Publicado em Pageant, Nova Iorque, janeiro de 1946.
Originalmente disponível no livro “Albert Einstein – Pensamento Político e últimas Conclusões”, com seleção e prefácio de Mário Schenberg, publicado pela Editora Brasiliense.
Transcrição por Andrey Santiago.
Escrevo na qualidade de alguém que viveu entre vocês na América um pouco mais que 10 anos. E o faço com seriedade e como admoestação. Muitos leitores podem perguntar: “Que direito tem ele de falar de coisas que dizem respeito somente a nós e que nenhum recém-chegado deveria ter?”.
Não acho esse ponto justificado. Aquele que cresceu num ambiente aceita coisas sem pensar. Por outro lado, aquele que chegou a este país já como pessoa madura pode ter um olho mais aguçado para tudo que é peculiar e característico. Acho que essa pessoa deveria falar livremente sobre o que vê e sente, pois ao fazê-lo pode talvez mostrar-se de alguma utilidade.
O que logo torna o recém-chegado dedicado a esse país é a qualidade democrática de seu povo. Não estou me referindo aqui tanto à constituição política democrática do país, por mais que seja louvável. Estou pensando no relacionamento entre indivíduos e na atitude que mantem uns para com os outros.
Nos Estados Unidos todos se sentem seguros de si mesmos como indivíduos. Ninguém se humilha diante de outra pessoa ou classe. Até mesmo a grande diferença em riqueza, o poder superior de uns poucos, não conseguem subverter esta saudável autoconfiança e respeito natural pela dignidade do seu semelhante.
Há, no entanto, um ponto escuro na visão social dos americanos. Seu senso de igualdade e de dignidade humana é basicamente limitado a pessoas de pele branca. Mesmo entre essas há preconceitos dos quais eu, como judeu, tenho plena consciência; mas são sem importância em comparação com a atitude dos “brancos” para com seus compatriotas de pele mais escura, particularmente para com os negros. Quanto mais me sinto americano, mais esta situação me magoa. Só posso escapar ao sentimento de cumplicidade falando nisso abertamente.
Muitas pessoas sinceras me responderão: “Nossa atitude para com os negros é resultado de experiências desagradáveis que tivemos ao viver lado a lado com negros neste país. Não são iguais a nós em inteligência, ou senso de responsabilidade. Não se pode confiar neles”.
Estou firmemente convencido de que qualquer pessoa que acredito nisso é vítima de um equívoco total. Seus ancestrais arrastaram esses pretos, à força, tirando-os de seus lares. E na busca do homem branco pela riqueza e uma vida fácil, eles foram selvagemente reprimidos e explorados, degradados à condição de escravos. O preconceito moderno contra os negros é o resultado do desejo de manter esta condição indigna.
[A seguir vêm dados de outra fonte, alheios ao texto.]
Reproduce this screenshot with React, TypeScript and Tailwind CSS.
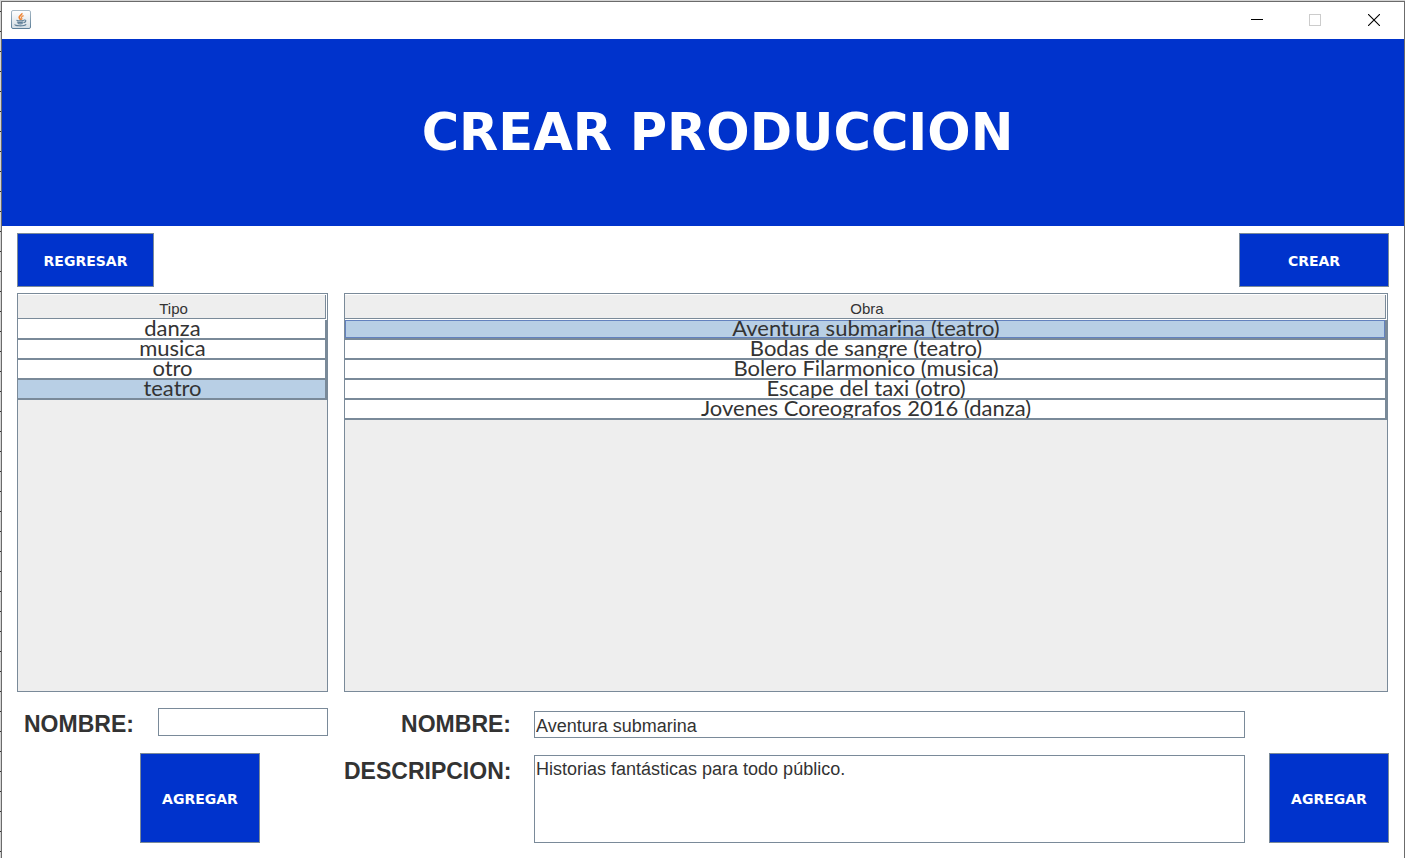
import { useState } from "react";
import type { ReactNode } from "react";

const tipos = ["danza", "musica", "otro", "teatro"];
const obras = [
  "Aventura submarina (teatro)",
  "Bodas de sangre (teatro)",
  "Bolero Filarmonico (musica)",
  "Escape del taxi (otro)",
  "Jovenes Coreografos 2016 (danza)",
];

function JavaIcon() {
  return (
    <svg width="20" height="19" viewBox="0 0 20 19" aria-hidden="true">
      <defs>
        <linearGradient id="tile" x1="0" y1="0" x2="0" y2="1">
          <stop offset="0" stopColor="#ffffff" />
          <stop offset="1" stopColor="#d3dde4" />
        </linearGradient>
        <linearGradient id="edge" x1="0" y1="0" x2="0" y2="1">
          <stop offset="0" stopColor="#a9bac6" />
          <stop offset="1" stopColor="#5b7e98" />
        </linearGradient>
      </defs>
      <rect x="0.5" y="0.5" width="19" height="18" rx="1.5" fill="url(#tile)" stroke="url(#edge)" />
      <path d="M10.8 3.2c.7 1.6-2.9 2.7-2.6 4.3.1.9 1.2 1.4 1.4 2.5" fill="none" stroke="#ee8434" strokeWidth="1.7" />
      <path d="M12.6 5.6c-1.6.6-2.6 1.4-2 2.3.5.7.4 1.2-.2 1.9" fill="none" stroke="#ee9148" strokeWidth="1.3" />
      <path d="M5.4 10.2c2.2.7 5.7.6 7.6 0M6 12c2 .6 4.5.6 6.4 0M6.7 13.5c1.6.5 3.6.5 5 0" fill="none" stroke="#5f7f97" strokeWidth="1.2" />
      <path d="M13 10c2.6-.5 2.4 2-.4 2.8" fill="none" stroke="#5f7f97" strokeWidth="1.1" />
      <path d="M4.2 14.3c-1.6 1.8 9 2.1 11 .1" fill="none" stroke="#5f7f97" strokeWidth="1.2" />
    </svg>
  );
}

function TitleBar() {
  return (
    <div className="flex h-[37px] items-center justify-between bg-white pb-[2px] pl-[9px]">
      <JavaIcon />
      <div className="flex h-full">
        <button type="button" aria-label="Minimizar" className="grid h-full w-[58px] place-items-center">
          <svg width="12" height="12" shapeRendering="crispEdges"><path d="M0 5.5h12" stroke="#000" /></svg>
        </button>
        <button type="button" aria-label="Maximizar" disabled className="grid h-full w-[58px] place-items-center">
          <svg width="12" height="12" shapeRendering="crispEdges"><rect x="0.5" y="0.5" width="11" height="11" fill="none" stroke="#ccc" /></svg>
        </button>
        <button type="button" aria-label="Cerrar" className="grid h-full w-[60px] place-items-center">
          <svg width="12" height="12"><path d="M0 0l12 12M12 0l-12 12" stroke="#000" strokeWidth="1.1" /></svg>
        </button>
      </div>
    </div>
  );
}

function ActionButton({ size, children }: { size: string; children: ReactNode }) {
  return (
    <button
      type="button"
      className={`shrink-0 border border-[#7a8a99] bg-[#0033cc] pt-[3px] font-['DejaVu_Sans',sans-serif] text-[14px] font-bold text-white ${size}`}
    >
      {children}
    </button>
  );
}

type ListTableProps = {
  heading: string;
  rows: string[];
  selected: number;
  focused?: boolean;
  onSelect: (index: number) => void;
  className: string;
};

function ListTable({ heading, rows, selected, focused, onSelect, className }: ListTableProps) {
  return (
    <div className={`border border-[#7a8a99] bg-[#eeeeee] ${className}`}>
      <table className="w-full border-separate border-spacing-0 text-center">
        <thead>
          <tr>
            <th className="bg-white pt-px pr-px pb-px font-['Liberation_Sans',sans-serif] text-[15px] font-normal text-[#333]">
              <div className="h-6 border-r border-b border-[#7a8a99] bg-[#eeeeee] pt-[2px] pl-1 leading-6">{heading}</div>
            </th>
          </tr>
        </thead>
        <tbody>
          {rows.map((row, i) => {
            const fill = i === selected ? "bg-[#b8cfe5]" : "bg-white";
            const outline = i === selected && focused ? "inset-ring inset-ring-[#6382bf]" : "";
            return (
              <tr key={row} onClick={() => onSelect(i)}>
                <td className={`border-r-2 border-b-2 border-[#7a8a99] p-0 ${fill}`}>
                  <div
                    className={`h-[18px] overflow-hidden pl-[2px] font-['Lato',sans-serif] text-[22px] leading-4 whitespace-nowrap text-[#333] ${outline}`}
                  >
                    {row}
                  </div>
                </td>
              </tr>
            );
          })}
        </tbody>
      </table>
    </div>
  );
}

const labelClass = "font-['Liberation_Sans',sans-serif] text-[23px] leading-[27px] font-bold text-[#333]";
const fieldClass =
  "block w-full border border-[#7a8a99] bg-white px-px font-['Liberation_Sans',sans-serif] text-[18px] text-[#333] outline-none";

export default function App() {
  const [tipo, setTipo] = useState(3);
  const [obra, setObra] = useState(0);

  return (
    <div className="flex min-h-screen bg-[#d4d4d4] bg-[repeating-linear-gradient(180deg,transparent_0_11px,#333_11px_12px,transparent_12px_20px)] pt-px pl-px">
      <div className="flex flex-1 flex-col border-t border-r border-l border-[#6b6b6b] bg-white">
        <TitleBar />
        <header className="grid h-[187px] place-items-center bg-[#0033cc] pl-[29px]">
          <h1 className="font-['DejaVu_Sans',sans-serif] text-[51px] leading-none font-bold whitespace-nowrap text-white">
            CREAR PRODUCCION
          </h1>
        </header>

        <main className="flex flex-1 flex-col px-[15px] pt-[7px] pb-[15px]">
          <div className="flex justify-between">
            <ActionButton size="h-[54px] w-[137px]">REGRESAR</ActionButton>
            <ActionButton size="h-[54px] w-[150px]">CREAR</ActionButton>
          </div>

          <div className="mt-[6px] flex flex-1 gap-4 pr-px">
            <ListTable heading="Tipo" rows={tipos} selected={tipo} onSelect={setTipo} className="w-[311px]" />
            <ListTable heading="Obra" rows={obras} selected={obra} focused onSelect={setObra} className="flex-1" />
          </div>

          <div className="mt-4 flex gap-4">
            <form className="flex w-[311px] flex-col items-end justify-between">
              <div className="flex w-full items-start justify-between pl-[7px]">
                <label htmlFor="tipo-nombre" className={`${labelClass} pt-[3px]`}>NOMBRE:</label>
                <div className="w-[170px]">
                  <input id="tipo-nombre" className={`${fieldClass} h-7`} />
                </div>
              </div>
              <div className="w-[188px]">
                <ActionButton size="h-[90px] w-[120px]">AGREGAR</ActionButton>
              </div>
            </form>

            <form className="flex flex-1 items-end gap-6">
              <div className="grid flex-1 grid-cols-[167px_1fr] gap-x-[23px] gap-y-[17px] pt-[3px]">
                <label htmlFor="obra-nombre" className={`${labelClass} text-right`}>NOMBRE:</label>
                <input id="obra-nombre" defaultValue="Aventura submarina" className={`${fieldClass} h-[27px] pt-[3px]`} />
                <label htmlFor="obra-descripcion" className={`${labelClass} pt-[3px] text-right`}>DESCRIPCION:</label>
                <textarea
                  id="obra-descripcion"
                  defaultValue="Historias fantásticas para todo público."
                  className={`${fieldClass} h-[88px] resize-none pt-[3px] leading-5`}
                />
              </div>
              <ActionButton size="h-[90px] w-[120px]">AGREGAR</ActionButton>
            </form>
          </div>
        </main>
      </div>
    </div>
  );
}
Os antigos gregos possuíam escravos. Não eram escravos negros, mas sim homens brancos que tinham sido capturados nas guerras. Não se poderia falar de diferenças raciais. E, no entanto, Aristóteles, um dos grandes filósofos gregos, declarou que escravos eram seres inferiores, devidamente subjugados e privados de sua liberdade. É claro que ele estava imerso num preconceito tradicional do qual, a despeito de seu extraordinário intelecto, não conseguiu se libertar.
Grande parte da nossa atitude para com as coisas é condicionada por opiniões e emoções que inconscientemente absorvermos, quando crianças, do nosso ambiente. Em outras palavras, é a tradição – além de aptidões e qualidades herdadas – que nos faz o que somos. Raramente refletimos o quão pequena é a influência de nosso pensamento consciente sobre nossa conduta e convicções quando comparada à poderosa influência da tradição.
Seria tolice desprezar a tradição. Mas, com nossa crescente percepção de nós mesmos, como indivíduos, e nossa inteligência mais desenvolvida, precisamos começar a controlar a tradição e assumir uma atitude crítica para com ela, para que as relações humanas venham a mudar para melhor. Temos de tentar reconhecer em nossa tradição aquilo que é danoso para nosso destino e dignidade – reformular nossas vidas de acordo.
Creio que quem tenta pensar em profundidade e honestamente logo reconhecerá o quanto é indigno e até fatal o preconceito tradicional contra os negros.
No entanto, que pode fazer um homem de boa vontade para combater esse preconceito tão arraigado? Tem de ter a coragem de dar o exemplo, por palavras e obras, e tem de manter-se vigilante para que seus filhos não fiquem influenciados por esse preconceito racial.
Não creio que haja maneira de curar rapidamente esse mal profundamente entrincheirado. Mas, até que esse objetivos seja alcançado, não existirá maior satisfação para uma pessoa justa e de boas intenções do que saber que dedicou o melhor de suas energias ao serviço de uma boa causa.